7/10
no one told me about her...
23 October 2015
Presumably, if reports are to be believed as of this year (or last), When Marnie Was There is the final theatrical feature from Studio Ghibli (this on the heels of also presumed - for real this time - retirements for Miyazaki and Yakahata, who made their recent films as The Wind Rises and Princess Yaguya). This makes me sad, but mostly as this movie is itself so painfully sad all over. It's a tearjerker, without any equivocation, and that's not a bad thing as any movie if it's done right - maybe the greatest Japanese animated film ever made, Grave of the Fireflies, is a cry-every-other-minute film - but here, it's almost too much, and deals with pain and loss and alienation in such a way that it ultimately is disappointing that it ends up in a plot 'twist'. Or is it a reveal? This does, seemingly, take audiences to a more realistic place than some other Ghibli films - I was reminded of Whisper of the Heart, also a movie about an artistically talented girl who gets a connection to a special person, only for her own existential path to be more complicated - and that's certainly welcome. It follows this girl Anna who has asthma and is actually a foster child, and is sent by her Auntie to get some fresh air for the summer with relatives on a coastal island (I think it's an island). There, one evening, she meets Marnie, a blond-haired girl who lives in the mansion that Anna finds so beautiful. They become very close friends, but something doesn't quite seem right in some ways.

Of course as friends they make it a 'secret' not to tell anyone. Who might Anna tell anyway? No friends really (she shoves some away due to her social awkwardness), and not her guardians (one voiced in the English dub by John C. Reilly, also welcome). But Marnie? It seems less clear - except that, if one can see pretty quickly, she's not exactly who she says she is. Is she an 'imaginary friend' as Anna comes to the conclusion once discovering new people moving in to the mansion? Or what about a ghost? In a manner of speaking, yes. But the details of why Marnie is no longer 'there' become the emotional cornerstone of the entire film, and certainly not an easy one to take.

When Marnie Was There is unabashedly sentimental stuff. I wondered at times if I might just be, as a grown man, just not the right audience for this material. But then I've gravitated to most of the Ghibli library, even when there are characters outside of my frame of reference. And it shouldn't matter, the themes are universal, up to a point, of a little girl who is alone and feels alone and is with someone else who also feels alone and they have each other. That part I can get. What is a little distant this time around is... frankly, a certain low-key energy for at least the first half of the film. I hasten to say the word 'boring' because it isn't, and there is a difference with low-key, where things are just... moving along, a little slowly, leisurely, without any deference to anything or any major stakes.

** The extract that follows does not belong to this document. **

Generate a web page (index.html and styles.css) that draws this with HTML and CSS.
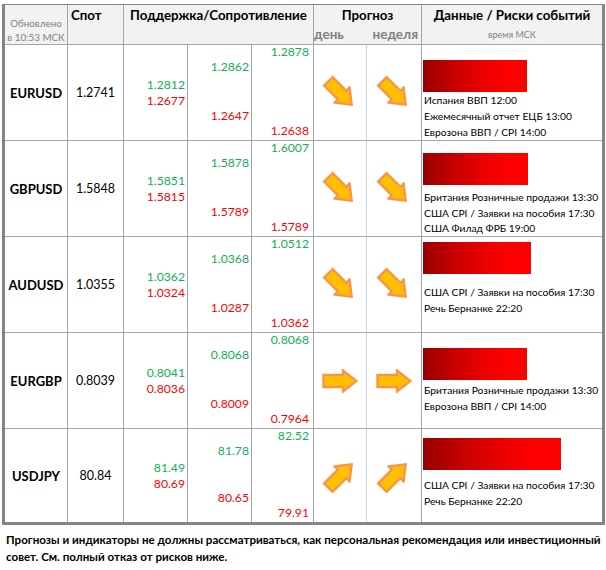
FILE: index.html
```html
<!DOCTYPE html>
<html lang="ru">
<head>
<meta charset="utf-8">
<title>Прогноз</title>
<link rel="stylesheet" href="styles.css">
</head>
<body>
<svg class="defs" width="0" height="0" aria-hidden="true">
  <symbol id="arrow" viewBox="0 0 36 24">
    <polygon points="1.5,6 21,6 21,1.5 34.5,12 21,22.5 21,18 1.5,18" fill="#ffc000" stroke="#f79646" stroke-width="2.4" stroke-linejoin="miter"/>
  </symbol>
</svg>
<div class="page">
  <div class="board">
    <div class="h h-upd">Обновлено<br>в 10:53 МСК</div>
    <div class="h h-spot">Спот</div>
    <div class="h h-sr">Поддержка/Сопротивление</div>
    <div class="h h-fc">
      <div class="h-title">Прогноз</div>
      <div class="h-sub"><span>день</span><span>неделя</span></div>
    </div>
    <div class="h h-data">
      <div class="h-title">Данные / Риски событий</div>
      <div class="h-msk">время МСК</div>
    </div>

    <!-- EURUSD -->
    <div class="c pair">EURUSD</div>
    <div class="c spot">1.2741</div>
    <div class="c lv lv3"><span class="up">1.2812</span><span class="dn">1.2677</span></div>
    <div class="c lv lv4"><span class="up">1.2862</span><span class="dn">1.2647</span></div>
    <div class="c lv lv5"><span class="up">1.2878</span><span class="dn">1.2638</span></div>
    <div class="c fc">
      <div class="fc-day"><svg class="arr arr--down" width="36" height="24"><use href="#arrow"/></svg></div>
      <div class="fc-week"><svg class="arr arr--down" width="36" height="24"><use href="#arrow"/></svg></div>
    </div>
    <div class="c ev ev--a">
      <div class="bar" style="width:104px"></div>
      <div class="ev-list">
        <div>Испания ВВП 12:00</div>
        <div>Ежемесячный отчет ЕЦБ 13:00</div>
        <div>Еврозона ВВП / CPI 14:00</div>
      </div>
    </div>

    <!-- GBPUSD -->
    <div class="c pair">GBPUSD</div>
    <div class="c spot">1.5848</div>
    <div class="c lv lv3"><span class="up">1.5851</span><span class="dn">1.5815</span></div>
    <div class="c lv lv4"><span class="up">1.5878</span><span class="dn">1.5789</span></div>
    <div class="c lv lv5"><span class="up">1.6007</span><span class="dn">1.5789</span></div>
    <div class="c fc">
      <div class="fc-day"><svg class="arr arr--down" width="36" height="24"><use href="#arrow"/></svg></div>
      <div class="fc-week"><svg class="arr arr--down" width="36" height="24"><use href="#arrow"/></svg></div>
    </div>
    <div class="c ev ev--b">
      <div class="bar" style="width:105px"></div>
      <div class="ev-list">
        <div>Британия Розничные продажи 13:30</div>
        <div>США CPI / Заявки на пособия 17:30</div>
        <div>США Филад ФРБ 19:00</div>
      </div>
    </div>

    <!-- AUDUSD -->
    <div class="c pair">AUDUSD</div>
    <div class="c spot">1.0355</div>
    <div class="c lv lv3"><span class="up">1.0362</span><span class="dn">1.0324</span></div>
    <div class="c lv lv4"><span class="up">1.0368</span><span class="dn">1.0287</span></div>
    <div class="c lv lv5"><span class="up">1.0512</span><span class="dn">1.0362</span></div>
    <div class="c fc">
      <div class="fc-day"><svg class="arr arr--down" width="36" height="24"><use href="#arrow"/></svg></div>
      <div class="fc-week"><svg class="arr arr--down" width="36" height="24"><use href="#arrow"/></svg></div>
    </div>
    <div class="c ev ev--c">
      <div class="bar" style="width:108px"></div>
      <div class="ev-list">
        <div>США CPI / Заявки на пособия 17:30</div>
        <div>Речь Бернанке 22:20</div>
      </div>
    </div>

    <!-- EURGBP -->
    <div class="c pair">EURGBP</div>
    <div class="c spot">0.8039</div>
    <div class="c lv lv3"><span class="up">0.8041</span><span class="dn">0.8036</span></div>
    <div class="c lv lv4"><span class="up">0.8068</span><span class="dn">0.8009</span></div>
    <div class="c lv lv5"><span class="up">0.8068</span><span class="dn">0.7964</span></div>
    <div class="c fc">
      <div class="fc-day"><svg class="arr" width="36" height="24"><use href="#arrow"/></svg></div>
      <div class="fc-week"><svg class="arr" width="36" height="24"><use href="#arrow"/></svg></div>
    </div>
    <div class="c ev ev--d">
      <div class="bar" style="width:104px"></div>
      <div class="ev-list">
        <div>Британия Розничные продажи 13:30</div>
        <div>Еврозона ВВП / CPI 14:00</div>
      </div>
    </div>

    <!-- USDJPY -->
    <div class="c pair">USDJPY</div>
    <div class="c spot">80.84</div>
    <div class="c lv lv3"><span class="up">81.49</span><span class="dn">80.69</span></div>
    <div class="c lv lv4"><span class="up">81.78</span><span class="dn">80.65</span></div>
    <div class="c lv lv5"><span class="up">82.52</span><span class="dn">79.91</span></div>
    <div class="c fc">
      <div class="fc-day"><svg class="arr arr--up" width="36" height="24"><use href="#arrow"/></svg></div>
      <div class="fc-week"><svg class="arr arr--up" width="36" height="24"><use href="#arrow"/></svg></div>
    </div>
    <div class="c ev ev--e">
      <div class="bar" style="width:138px"></div>
      <div class="ev-list">
        <div>США CPI / Заявки на пособия 17:30</div>
        <div>Речь Бернанке 22:20</div>
      </div>
    </div>
  </div>
  <p class="note">Прогнозы и индикаторы не должны рассматриваться, как персональная рекомендация или инвестиционный совет. См. полный отказ от рисков ниже.</p>
</div>
</body>
</html>
```

FILE: styles.css
```css
html, body {
  margin: 0;
  padding: 0;
  background: #fff;
}
body {
  font-family: "Lato", "Open Sans", sans-serif;
  color: #000;
}
.defs {
  position: absolute;
  width: 0;
  height: 0;
  overflow: hidden;
}
.page {
  width: 606px;
  height: 570px;
  padding: 4px 0 0 2px;
  box-sizing: border-box;
}
.board {
  display: grid;
  grid-template-columns: 62px 55px 63px 63px 61px 107px 180px;
  grid-template-rows: 39px 95px 95px 95px 95px 93px;
  gap: 1px;
  background: #a5a5a5;
  border: 3px solid #858585;
  border-top-width: 1px;
  width: max-content;
}
.h {
  background: #f2f2f2;
}
.c {
  background: #fff;
}
.h-upd {
  display: flex;
  flex-direction: column;
  justify-content: flex-end;
  align-items: center;
  text-align: center;
  color: #808080;
  font-size: 9.8px;
  line-height: 14px;
}
.h-spot {
  font-weight: 700;
  font-size: 13.3px;
  line-height: 18px;
  padding: 1px 0 0 3px;
}
.h-sr {
  grid-column: span 3;
  font-weight: 700;
  font-size: 13.3px;
  line-height: 18px;
  padding-top: 1px;
  text-align: center;
}
.h-title {
  font-weight: 700;
  font-size: 13.3px;
  line-height: 18px;
  padding-top: 1px;
  text-align: center;
}
.h-sub {
  display: flex;
  justify-content: space-between;
  color: #7f7f7f;
  font-weight: 700;
  font-size: 13.5px;
  line-height: 18px;
  padding: 1px 3px 0 0;
}
.h-msk {
  text-align: center;
  color: #808080;
  font-size: 9px;
  line-height: 12px;
  padding-top: 5px;
}
.pair {
  display: flex;
  align-items: center;
  justify-content: center;
  font-weight: 700;
  font-size: 13px;
}
.spot {
  display: flex;
  align-items: center;
  justify-content: center;
  font-size: 12.5px;
}
.lv {
  display: flex;
  flex-direction: column;
  align-items: flex-end;
  font-size: 12.2px;
  padding-right: 2px;
}
.up { color: #12b056; }
.dn { color: #ff0000; }
.lv3 {
  justify-content: center;
  line-height: 16px;
  padding-top: 1px;
}
.lv4 {
  justify-content: space-between;
  line-height: 16px;
  padding: 14px 2px 16px 0;
}
.lv5 {
  justify-content: space-between;
  line-height: 14px;
  padding: 0 4px 2px 0;
}
.fc {
  display: flex;
}
.fc-day,
.fc-week {
  display: flex;
  align-items: center;
  justify-content: center;
}
.fc-day {
  width: 52px;
}
.fc-week {
  flex: 1;
  border-left: 1px solid #c5d3e6;
}
.arr {
  display: block;
  overflow: visible;
}
.arr--down { transform: rotate(45deg); }
.arr--up { transform: rotate(-45deg); }
.ev {
  padding-left: 1px;
  font-size: 10.3px;
  line-height: 16px;
}
.bar {
  height: 32px;
  background: linear-gradient(to right, #990000 0%, #c80000 30%, #ee0000 60%, #ff0000 82%);
}
.ev-list {
  padding-left: 1px;
}
.ev--a { padding-top: 15px; }
.ev--b { padding-top: 12px; }
.ev--b .ev-list { padding-top: 5px; line-height: 15.5px; }
.ev--c { padding-top: 5px; }
.ev--c .ev-list { padding-top: 10px; }
.ev--d { padding-top: 15px; }
.ev--d .ev-list { padding-top: 2px; }
.ev--e { padding-top: 9px; }
.ev--e .ev-list { padding-top: 7px; }
.note {
  margin: 6px 0 0 4px;
  font-size: 11.6px;
  font-weight: 700;
  line-height: 17px;
}
```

The second half picks up, to be sure, as the mystery of who Marnie is or where she was from, and the significance of the silo and what might have happened there. But by the end, as a sort of exposition dump happens and a major reveal happens about the past of Marnie, and Anna herself, it's slightly unsatisfying. Perhaps I should've expected this - I called that she was a ghostly figure fairly early on, and there's no real trace of fantasy stuff outside of it. On the plus side, as a given with Ghibli, the animation is breathtaking and sweet and sumptuous, and in all of the ways that are subtle and exacting of the place and time. This is warm summer with water and beaches and big mansions and the like, and it has the weight of this place much as Whisper of the Heart carried the simplicity of city life to a T.

So what was I expecting that the movie didn't give me? I don't know. I can't not recommend When Marnie Was There for admirers of the studio, and I'm sure aficionados will seek it out anyway. I may be responding on a first watch to its elegiac tone (albeit at the core it's a movie about finding someone to love in a platonic sense, I think) and I wonder if there was any intention on the part of the filmmakers to finish off their studio's output (at least for now) on a story that deals with separation and loss (or lack) of identity and trust in adult figures. You can get the napkins and handkerchiefs ready, but it just wasn't totally great for me, at least up to the (admittedly) high standards of Ghibli, or even this director, who's previous film The Secret World of Arriety I liked very much.